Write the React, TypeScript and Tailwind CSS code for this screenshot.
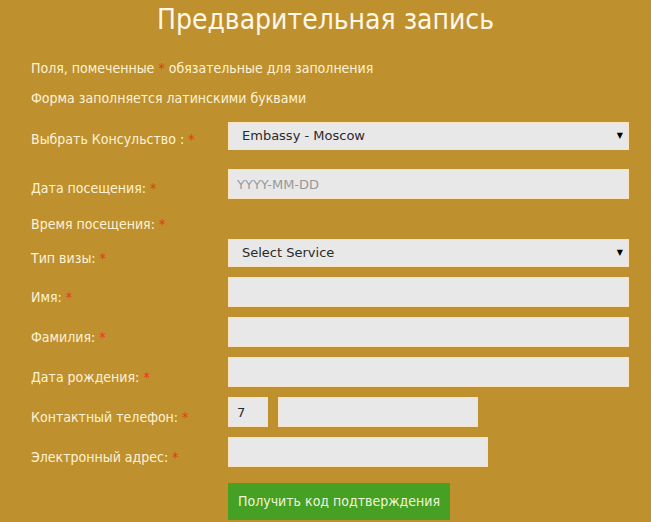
import React from 'react';

const labelFont = { fontFamily: '"DejaVu Sans Condensed", "DejaVu Sans", sans-serif' };
const inputFont = { fontFamily: '"DejaVu Sans", Verdana, sans-serif', fontWeight: 400 };

function Star() {
  return <span className="text-[#e2381c]">*</span>;
}

function Label({ text, pt }: { text: string; pt: string }) {
  return (
    <div className={`w-[197px] shrink-0 text-[14px] leading-[16px] ${pt}`}>
      {text} <Star />
    </div>
  );
}

const boxClasses =
  'h-[30px] shrink-0 border border-[#fbe2c0] bg-[#e8e8e8] text-[13px] text-[#2a2a2a] outline-none';

// custom-looking dropdown with the small black triangle on the right
function SelectBox({ value }: { value: string }) {
  return (
    <div className="relative flex h-[28px] w-[401px] shrink-0 items-center border border-[#fbe2c0] bg-[#e8e8e8] pl-[13px] text-[13px] text-[#2a2a2a]" style={inputFont} role="combobox">
      <span>{value}</span>
      <span className="pointer-events-none absolute right-[5px] top-[7px] text-[8px] text-black">▼</span>
    </div>
  );
}

export default function App() {
  return (
    <div className="min-h-[522px] w-[651px] bg-[#bf902e] text-[#fdf3d6]" style={labelFont}>
      <h1 className="h-[40px] text-center text-[28px] leading-[40px] text-[#fff8e8]">
        Предварительная запись
      </h1>
      <div className="pl-[31px] pr-[22px]">
        <p className="mt-[20px] text-[14px] leading-[16px]">
          Поля, помеченные <Star /> обязательные для заполнения
        </p>
        <p className="mt-[14px] text-[14px] leading-[16px]">Форма заполняется латинскими буквами</p>

        <div className="mt-[16px] flex">
          <Label text="Выбрать Консульство :" pt="pt-[9px]" />
          <SelectBox value="Embassy - Moscow" />
        </div>

        <div className="mt-[19px] flex">
          <Label text="Дата посещения:" pt="pt-[11px]" />
          <input className={`${boxClasses} w-[401px] pl-[8px] placeholder:text-[#999]`} style={inputFont} placeholder="YYYY-MM-DD" />
        </div>

        <div className="mt-[17px] flex h-[16px]">
          <div className="text-[14px] leading-[16px]">
            Время посещения: <Star />
          </div>
        </div>

        <div className="mt-[7px] flex">
          <Label text="Тип визы:" pt="pt-[11px]" />
          <SelectBox value="Select Service" />
        </div>

        {['Имя:', 'Фамилия:', 'Дата рождения:'].map((l) => (
          <div key={l} className="mt-[10px] flex">
            <Label text={l} pt="pt-[12px]" />
            <input className={`${boxClasses} w-[401px]`} style={inputFont} />
          </div>
        ))}

        <div className="mt-[10px] flex">
          <Label text="Контактный телефон:" pt="pt-[12px]" />
          <input className={`${boxClasses} w-[40px] pl-[8px]`} style={inputFont} defaultValue="7" />
          <input className={`${boxClasses} ml-[10px] w-[200px]`} style={inputFont} />
        </div>

        <div className="mt-[10px] flex">
          <Label text="Электронный адрес:" pt="pt-[12px]" />
          <input className={`${boxClasses} w-[260px]`} style={inputFont} />
        </div>

        <div className="mt-[16px] flex">
          <div className="w-[197px] shrink-0" />
          <button
            type="button"
            className="h-[37px] w-[222px] shrink-0 bg-[#45a024] text-[14px] text-[#eef6dc]"
            style={labelFont}
          >
            Получить код подтверждения
          </button>
        </div>
      </div>
    </div>
  );
}
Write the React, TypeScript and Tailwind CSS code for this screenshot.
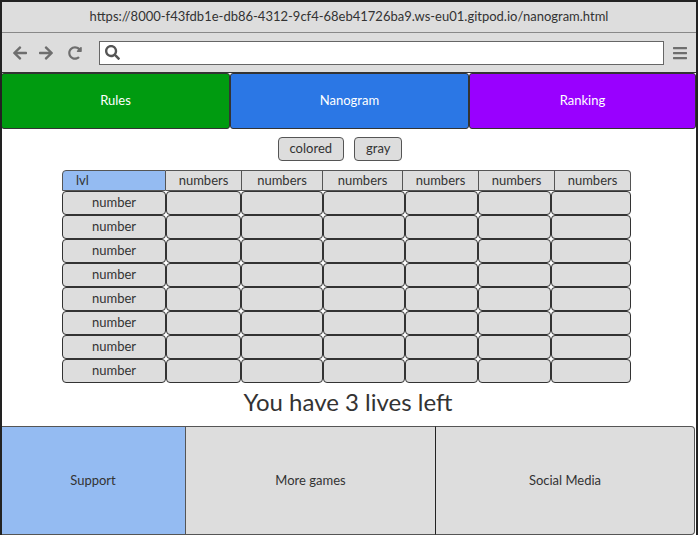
import { FaArrowLeft, FaArrowRight, FaRedoAlt, FaSearch, FaBars } from "react-icons/fa";

const headCols = [76, 76, 81, 80, 76, 76, 76];
const bodyCols = [75, 82, 82, 73, 73, 80];
const rows = Array.from({ length: 8 });

export default function App() {
    return (
        <div className="w-[698px] h-[535px] flex flex-col bg-white border-x-2 border-t-2 border-[#222] text-[#333] font-['Lato','Open_Sans',sans-serif] overflow-hidden">
            {/* browser chrome */}
            <div className="h-[31px] flex items-center justify-center bg-[#dddddd] border-b border-[#888] text-[13px]">
                https://8000-f43fdb1e-db86-4312-9cf4-68eb41726ba9.ws-eu01.gitpod.io/nanogram.html
            </div>
            <div className="h-[40px] flex items-center bg-[#dddddd] border-b border-[#333] pl-[10px] pr-[8px]">
                <div className="flex items-center gap-[10px] text-[#6e6e6e]">
                    <FaArrowLeft size={16} />
                    <FaArrowRight size={16} />
                    <FaRedoAlt size={14} className="ml-[4px]" />
                </div>
                <div className="ml-[17px] flex-1 h-[24px] bg-white border border-[#666] flex items-center pl-[5px] text-[#555]">
                    <FaSearch size={15} />
                </div>
                <FaBars size={16} className="ml-[8px] text-[#6e6e6e]" />
            </div>

            {/* nav */}
            <div className="h-[56px] flex text-white text-[13px] -ml-[1px]">
                <div className="w-[229px] flex items-center justify-center bg-[#009b10] border border-[#333] rounded-[3px]">Rules</div>
                <div className="w-[239px] flex items-center justify-center bg-[#2b77e5] border border-[#333] rounded-[3px]">Nanogram</div>
                <div className="flex-1 flex items-center justify-center bg-[#9900ff] border border-[#333] rounded-[3px]">Ranking</div>
            </div>

            {/* buttons */}
            <div className="mt-[8px] flex justify-center gap-[10px] text-[13px] pr-[18px]">
                <button className="h-[24px] px-[11px] bg-[#dddddd] border border-[#555] rounded-[4px]">colored</button>
                <button className="h-[24px] px-[11px] bg-[#dddddd] border border-[#555] rounded-[4px]">gray</button>
            </div>

            {/* grid */}
            <div className="mt-[9px] ml-[60px] flex flex-col text-[13px]">
                <div className="flex h-[21px]">
                    <div className="w-[104px] bg-[#94bbf2] border border-[#555] rounded-tl-[4px] pl-[13px] flex items-center">lvl</div>
                    {headCols.slice(1).map((w, i) => (
                        <div key={i} style={{ width: w }} className={`bg-[#dddddd] border border-l-0 border-[#555] flex items-center justify-center ${i === 5 ? "rounded-tr-[4px]" : ""}`}>numbers</div>
                    ))}
                </div>
                {rows.map((_, r) => (
                    <div key={r} className="flex h-[24px]">
                        <div className="w-[104px] bg-[#dddddd] border-[1.5px] border-[#333] rounded-[4px] flex items-center justify-center">number</div>
                        {bodyCols.map((w, i) => (
                            <div key={i} style={{ width: w }} className="bg-[#dddddd] border-[1.5px] border-[#333] rounded-[4px]" />
                        ))}
                    </div>
                ))}
            </div>

            <div className="mt-[4px] text-center text-[24px] leading-[30px] pr-[2px]">You have 3 lives left</div>

            {/* footer */}
            <div className="mt-[9px] flex-1 flex text-[13px] -ml-[2px] -mr-[2px]">
                <div className="w-[185px] flex items-center justify-center bg-[#94bbf2] border border-[#555] border-r-0">Support</div>
                <div className="w-[251px] flex items-center justify-center bg-[#dddddd] border border-[#555] border-r-[#222]">More games</div>
                <div className="w-[259px] flex items-center justify-center bg-[#dddddd] border border-l-0 border-[#555] rounded-tr-[4px] rounded-br-[4px]">Social Media</div>
            </div>
        </div>
    );
}
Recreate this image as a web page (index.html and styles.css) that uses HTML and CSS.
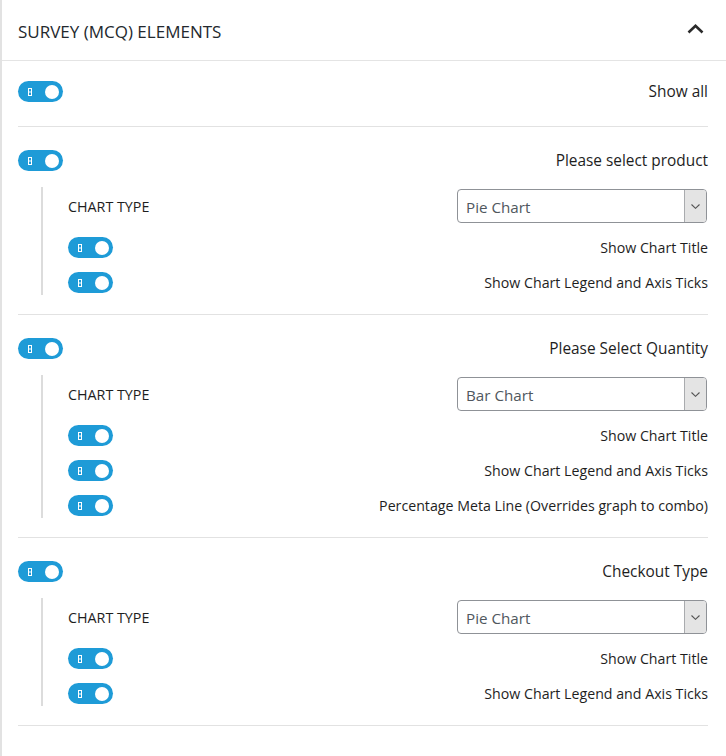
■ ■ ■ ■ ■
WHAT YOU NEED TO DO ▸ Without the pictures, reproduce every line of the records above exactly.

RESULT FOR THIS EXERCISE ▸
Write the React, TypeScript and Tailwind CSS code for this screenshot.
import React from 'react';

const labelFont = { fontFamily: '"DejaVu Sans Condensed", "DejaVu Sans", sans-serif' };
const inputFont = { fontFamily: '"DejaVu Sans", Verdana, sans-serif', fontWeight: 400 };

function Star() {
  return <span className="text-[#e2381c]">*</span>;
}

function Label({ text, pt }: { text: string; pt: string }) {
  return (
    <div className={`w-[197px] shrink-0 text-[14px] leading-[16px] ${pt}`}>
      {text} <Star />
    </div>
  );
}

const boxClasses =
  'h-[30px] shrink-0 border border-[#fbe2c0] bg-[#e8e8e8] text-[13px] text-[#2a2a2a] outline-none';

// custom-looking dropdown with the small black triangle on the right
function SelectBox({ value }: { value: string }) {
  return (
    <div className="relative flex h-[28px] w-[401px] shrink-0 items-center border border-[#fbe2c0] bg-[#e8e8e8] pl-[13px] text-[13px] text-[#2a2a2a]" style={inputFont} role="combobox">
      <span>{value}</span>
      <span className="pointer-events-none absolute right-[5px] top-[7px] text-[8px] text-black">▼</span>
    </div>
  );
}

export default function App() {
  return (
    <div className="min-h-[522px] w-[651px] bg-[#bf902e] text-[#fdf3d6]" style={labelFont}>
      <h1 className="h-[40px] text-center text-[28px] leading-[40px] text-[#fff8e8]">
        Предварительная запись
      </h1>
      <div className="pl-[31px] pr-[22px]">
        <p className="mt-[20px] text-[14px] leading-[16px]">
          Поля, помеченные <Star /> обязательные для заполнения
        </p>
        <p className="mt-[14px] text-[14px] leading-[16px]">Форма заполняется латинскими буквами</p>

        <div className="mt-[16px] flex">
          <Label text="Выбрать Консульство :" pt="pt-[9px]" />
          <SelectBox value="Embassy - Moscow" />
        </div>

        <div className="mt-[19px] flex">
          <Label text="Дата посещения:" pt="pt-[11px]" />
          <input className={`${boxClasses} w-[401px] pl-[8px] placeholder:text-[#999]`} style={inputFont} placeholder="YYYY-MM-DD" />
        </div>

        <div className="mt-[17px] flex h-[16px]">
          <div className="text-[14px] leading-[16px]">
            Время посещения: <Star />
          </div>
        </div>

        <div className="mt-[7px] flex">
          <Label text="Тип визы:" pt="pt-[11px]" />
          <SelectBox value="Select Service" />
        </div>

        {['Имя:', 'Фамилия:', 'Дата рождения:'].map((l) => (
          <div key={l} className="mt-[10px] flex">
            <Label text={l} pt="pt-[12px]" />
            <input className={`${boxClasses} w-[401px]`} style={inputFont} />
          </div>
        ))}

        <div className="mt-[10px] flex">
          <Label text="Контактный телефон:" pt="pt-[12px]" />
          <input className={`${boxClasses} w-[40px] pl-[8px]`} style={inputFont} defaultValue="7" />
          <input className={`${boxClasses} ml-[10px] w-[200px]`} style={inputFont} />
        </div>

        <div className="mt-[10px] flex">
          <Label text="Электронный адрес:" pt="pt-[12px]" />
          <input className={`${boxClasses} w-[260px]`} style={inputFont} />
        </div>

        <div className="mt-[16px] flex">
          <div className="w-[197px] shrink-0" />
          <button
            type="button"
            className="h-[37px] w-[222px] shrink-0 bg-[#45a024] text-[14px] text-[#eef6dc]"
            style={labelFont}
          >
            Получить код подтверждения
          </button>
        </div>
      </div>
    </div>
  );
}
Write the React, TypeScript and Tailwind CSS code for this screenshot.
import { FaArrowLeft, FaArrowRight, FaRedoAlt, FaSearch, FaBars } from "react-icons/fa";

const headCols = [76, 76, 81, 80, 76, 76, 76];
const bodyCols = [75, 82, 82, 73, 73, 80];
const rows = Array.from({ length: 8 });

export default function App() {
    return (
        <div className="w-[698px] h-[535px] flex flex-col bg-white border-x-2 border-t-2 border-[#222] text-[#333] font-['Lato','Open_Sans',sans-serif] overflow-hidden">
            {/* browser chrome */}
            <div className="h-[31px] flex items-center justify-center bg-[#dddddd] border-b border-[#888] text-[13px]">
                https://8000-f43fdb1e-db86-4312-9cf4-68eb41726ba9.ws-eu01.gitpod.io/nanogram.html
            </div>
            <div className="h-[40px] flex items-center bg-[#dddddd] border-b border-[#333] pl-[10px] pr-[8px]">
                <div className="flex items-center gap-[10px] text-[#6e6e6e]">
                    <FaArrowLeft size={16} />
                    <FaArrowRight size={16} />
                    <FaRedoAlt size={14} className="ml-[4px]" />
                </div>
                <div className="ml-[17px] flex-1 h-[24px] bg-white border border-[#666] flex items-center pl-[5px] text-[#555]">
                    <FaSearch size={15} />
                </div>
                <FaBars size={16} className="ml-[8px] text-[#6e6e6e]" />
            </div>

            {/* nav */}
            <div className="h-[56px] flex text-white text-[13px] -ml-[1px]">
                <div className="w-[229px] flex items-center justify-center bg-[#009b10] border border-[#333] rounded-[3px]">Rules</div>
                <div className="w-[239px] flex items-center justify-center bg-[#2b77e5] border border-[#333] rounded-[3px]">Nanogram</div>
                <div className="flex-1 flex items-center justify-center bg-[#9900ff] border border-[#333] rounded-[3px]">Ranking</div>
            </div>

            {/* buttons */}
            <div className="mt-[8px] flex justify-center gap-[10px] text-[13px] pr-[18px]">
                <button className="h-[24px] px-[11px] bg-[#dddddd] border border-[#555] rounded-[4px]">colored</button>
                <button className="h-[24px] px-[11px] bg-[#dddddd] border border-[#555] rounded-[4px]">gray</button>
            </div>

            {/* grid */}
            <div className="mt-[9px] ml-[60px] flex flex-col text-[13px]">
                <div className="flex h-[21px]">
                    <div className="w-[104px] bg-[#94bbf2] border border-[#555] rounded-tl-[4px] pl-[13px] flex items-center">lvl</div>
                    {headCols.slice(1).map((w, i) => (
                        <div key={i} style={{ width: w }} className={`bg-[#dddddd] border border-l-0 border-[#555] flex items-center justify-center ${i === 5 ? "rounded-tr-[4px]" : ""}`}>numbers</div>
                    ))}
                </div>
                {rows.map((_, r) => (
                    <div key={r} className="flex h-[24px]">
                        <div className="w-[104px] bg-[#dddddd] border-[1.5px] border-[#333] rounded-[4px] flex items-center justify-center">number</div>
                        {bodyCols.map((w, i) => (
                            <div key={i} style={{ width: w }} className="bg-[#dddddd] border-[1.5px] border-[#333] rounded-[4px]" />
                        ))}
                    </div>
                ))}
            </div>

            <div className="mt-[4px] text-center text-[24px] leading-[30px] pr-[2px]">You have 3 lives left</div>

            {/* footer */}
            <div className="mt-[9px] flex-1 flex text-[13px] -ml-[2px] -mr-[2px]">
                <div className="w-[185px] flex items-center justify-center bg-[#94bbf2] border border-[#555] border-r-0">Support</div>
                <div className="w-[251px] flex items-center justify-center bg-[#dddddd] border border-[#555] border-r-[#222]">More games</div>
                <div className="w-[259px] flex items-center justify-center bg-[#dddddd] border border-l-0 border-[#555] rounded-tr-[4px] rounded-br-[4px]">Social Media</div>
            </div>
        </div>
    );
}
Recreate this image as a web page (index.html and styles.css) that uses HTML and CSS.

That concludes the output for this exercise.